Copy out the material below in full, but not its images.
start
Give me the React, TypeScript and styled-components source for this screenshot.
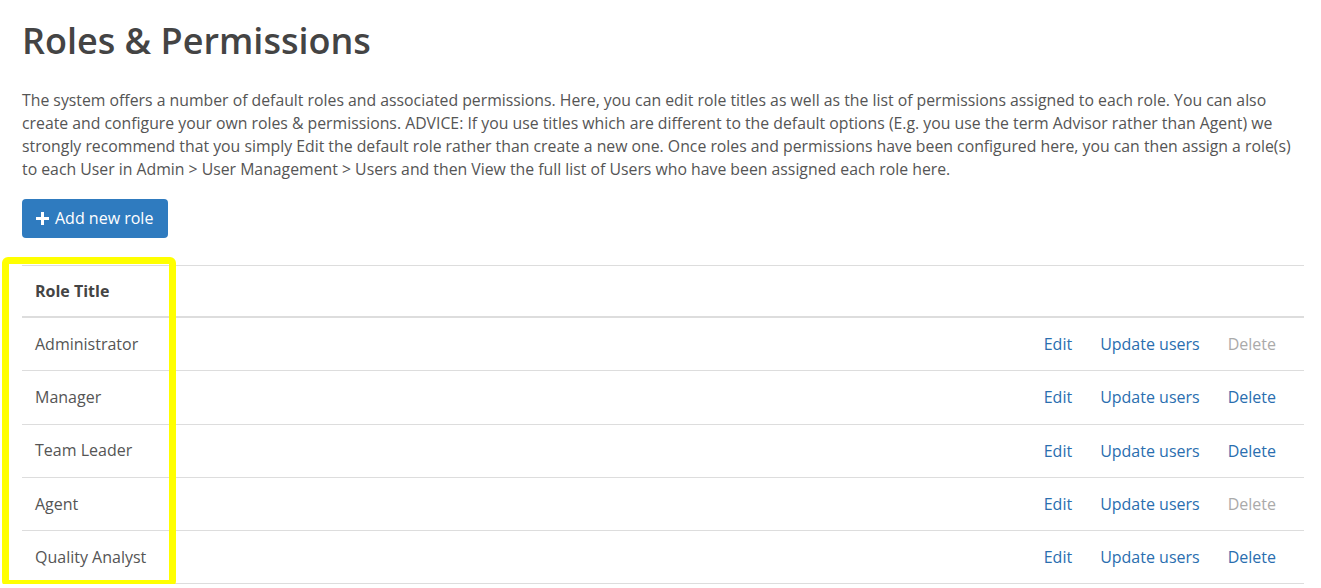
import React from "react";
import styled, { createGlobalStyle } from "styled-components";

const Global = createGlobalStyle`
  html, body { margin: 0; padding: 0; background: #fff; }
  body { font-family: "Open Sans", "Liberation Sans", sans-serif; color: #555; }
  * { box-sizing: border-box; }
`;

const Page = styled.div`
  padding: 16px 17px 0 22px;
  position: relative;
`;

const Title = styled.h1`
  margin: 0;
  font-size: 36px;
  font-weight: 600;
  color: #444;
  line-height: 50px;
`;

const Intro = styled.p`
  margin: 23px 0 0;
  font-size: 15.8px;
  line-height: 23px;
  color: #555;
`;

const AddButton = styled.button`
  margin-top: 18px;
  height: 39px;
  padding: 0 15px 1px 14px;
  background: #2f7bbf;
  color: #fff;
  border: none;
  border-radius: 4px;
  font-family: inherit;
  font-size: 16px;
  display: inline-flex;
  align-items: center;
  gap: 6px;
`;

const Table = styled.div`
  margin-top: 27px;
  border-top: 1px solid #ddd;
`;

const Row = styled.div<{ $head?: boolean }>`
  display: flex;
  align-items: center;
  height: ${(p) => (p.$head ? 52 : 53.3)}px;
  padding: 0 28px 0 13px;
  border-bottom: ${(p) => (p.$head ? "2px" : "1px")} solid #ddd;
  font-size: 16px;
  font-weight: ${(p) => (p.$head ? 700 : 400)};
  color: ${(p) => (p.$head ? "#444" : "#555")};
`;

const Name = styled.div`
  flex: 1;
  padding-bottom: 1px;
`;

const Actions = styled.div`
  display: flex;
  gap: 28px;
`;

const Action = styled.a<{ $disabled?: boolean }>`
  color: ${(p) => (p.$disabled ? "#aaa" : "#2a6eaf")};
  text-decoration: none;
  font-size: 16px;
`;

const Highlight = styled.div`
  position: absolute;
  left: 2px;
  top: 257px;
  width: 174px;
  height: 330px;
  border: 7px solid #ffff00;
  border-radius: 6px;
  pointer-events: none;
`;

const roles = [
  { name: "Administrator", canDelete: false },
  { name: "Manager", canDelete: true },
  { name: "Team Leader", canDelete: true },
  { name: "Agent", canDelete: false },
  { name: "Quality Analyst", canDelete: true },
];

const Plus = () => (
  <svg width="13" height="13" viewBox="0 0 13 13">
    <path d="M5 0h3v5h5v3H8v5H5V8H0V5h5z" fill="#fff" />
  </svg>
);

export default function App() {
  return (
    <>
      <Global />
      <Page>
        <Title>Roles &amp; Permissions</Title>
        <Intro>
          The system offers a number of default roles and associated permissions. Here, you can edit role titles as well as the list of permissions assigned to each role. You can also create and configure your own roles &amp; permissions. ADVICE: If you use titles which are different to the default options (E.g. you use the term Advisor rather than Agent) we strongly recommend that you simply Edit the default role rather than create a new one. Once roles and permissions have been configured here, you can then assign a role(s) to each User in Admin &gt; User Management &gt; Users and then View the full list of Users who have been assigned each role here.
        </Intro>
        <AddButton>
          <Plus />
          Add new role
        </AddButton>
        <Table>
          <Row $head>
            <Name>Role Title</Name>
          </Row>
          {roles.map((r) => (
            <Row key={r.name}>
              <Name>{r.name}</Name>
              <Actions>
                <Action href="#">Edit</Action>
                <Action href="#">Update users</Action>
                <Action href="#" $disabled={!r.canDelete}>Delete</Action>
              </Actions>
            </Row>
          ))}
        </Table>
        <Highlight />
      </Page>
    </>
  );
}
end
[Result of the task]:
Give me the React, TypeScript and styled-components source for this screenshot.
import React from "react";
import styled, { createGlobalStyle } from "styled-components";

const Global = createGlobalStyle`
  html, body { margin: 0; padding: 0; background: #fff; }
  body { font-family: "Open Sans", "Liberation Sans", sans-serif; color: #555; }
  * { box-sizing: border-box; }
`;

const Page = styled.div`
  padding: 16px 17px 0 22px;
  position: relative;
`;

const Title = styled.h1`
  margin: 0;
  font-size: 36px;
  font-weight: 600;
  color: #444;
  line-height: 50px;
`;

const Intro = styled.p`
  margin: 23px 0 0;
  font-size: 15.8px;
  line-height: 23px;
  color: #555;
`;

const AddButton = styled.button`
  margin-top: 18px;
  height: 39px;
  padding: 0 15px 1px 14px;
  background: #2f7bbf;
  color: #fff;
  border: none;
  border-radius: 4px;
  font-family: inherit;
  font-size: 16px;
  display: inline-flex;
  align-items: center;
  gap: 6px;
`;

const Table = styled.div`
  margin-top: 27px;
  border-top: 1px solid #ddd;
`;

const Row = styled.div<{ $head?: boolean }>`
  display: flex;
  align-items: center;
  height: ${(p) => (p.$head ? 52 : 53.3)}px;
  padding: 0 28px 0 13px;
  border-bottom: ${(p) => (p.$head ? "2px" : "1px")} solid #ddd;
  font-size: 16px;
  font-weight: ${(p) => (p.$head ? 700 : 400)};
  color: ${(p) => (p.$head ? "#444" : "#555")};
`;

const Name = styled.div`
  flex: 1;
  padding-bottom: 1px;
`;

const Actions = styled.div`
  display: flex;
  gap: 28px;
`;

const Action = styled.a<{ $disabled?: boolean }>`
  color: ${(p) => (p.$disabled ? "#aaa" : "#2a6eaf")};
  text-decoration: none;
  font-size: 16px;
`;

const Highlight = styled.div`
  position: absolute;
  left: 2px;
  top: 257px;
  width: 174px;
  height: 330px;
  border: 7px solid #ffff00;
  border-radius: 6px;
  pointer-events: none;
`;

const roles = [
  { name: "Administrator", canDelete: false },
  { name: "Manager", canDelete: true },
  { name: "Team Leader", canDelete: true },
  { name: "Agent", canDelete: false },
  { name: "Quality Analyst", canDelete: true },
];

const Plus = () => (
  <svg width="13" height="13" viewBox="0 0 13 13">
    <path d="M5 0h3v5h5v3H8v5H5V8H0V5h5z" fill="#fff" />
  </svg>
);

export default function App() {
  return (
    <>
      <Global />
      <Page>
        <Title>Roles &amp; Permissions</Title>
        <Intro>
          The system offers a number of default roles and associated permissions. Here, you can edit role titles as well as the list of permissions assigned to each role. You can also create and configure your own roles &amp; permissions. ADVICE: If you use titles which are different to the default options (E.g. you use the term Advisor rather than Agent) we strongly recommend that you simply Edit the default role rather than create a new one. Once roles and permissions have been configured here, you can then assign a role(s) to each User in Admin &gt; User Management &gt; Users and then View the full list of Users who have been assigned each role here.
        </Intro>
        <AddButton>
          <Plus />
          Add new role
        </AddButton>
        <Table>
          <Row $head>
            <Name>Role Title</Name>
          </Row>
          {roles.map((r) => (
            <Row key={r.name}>
              <Name>{r.name}</Name>
              <Actions>
                <Action href="#">Edit</Action>
                <Action href="#">Update users</Action>
                <Action href="#" $disabled={!r.canDelete}>Delete</Action>
              </Actions>
            </Row>
          ))}
        </Table>
        <Highlight />
      </Page>
    </>
  );
}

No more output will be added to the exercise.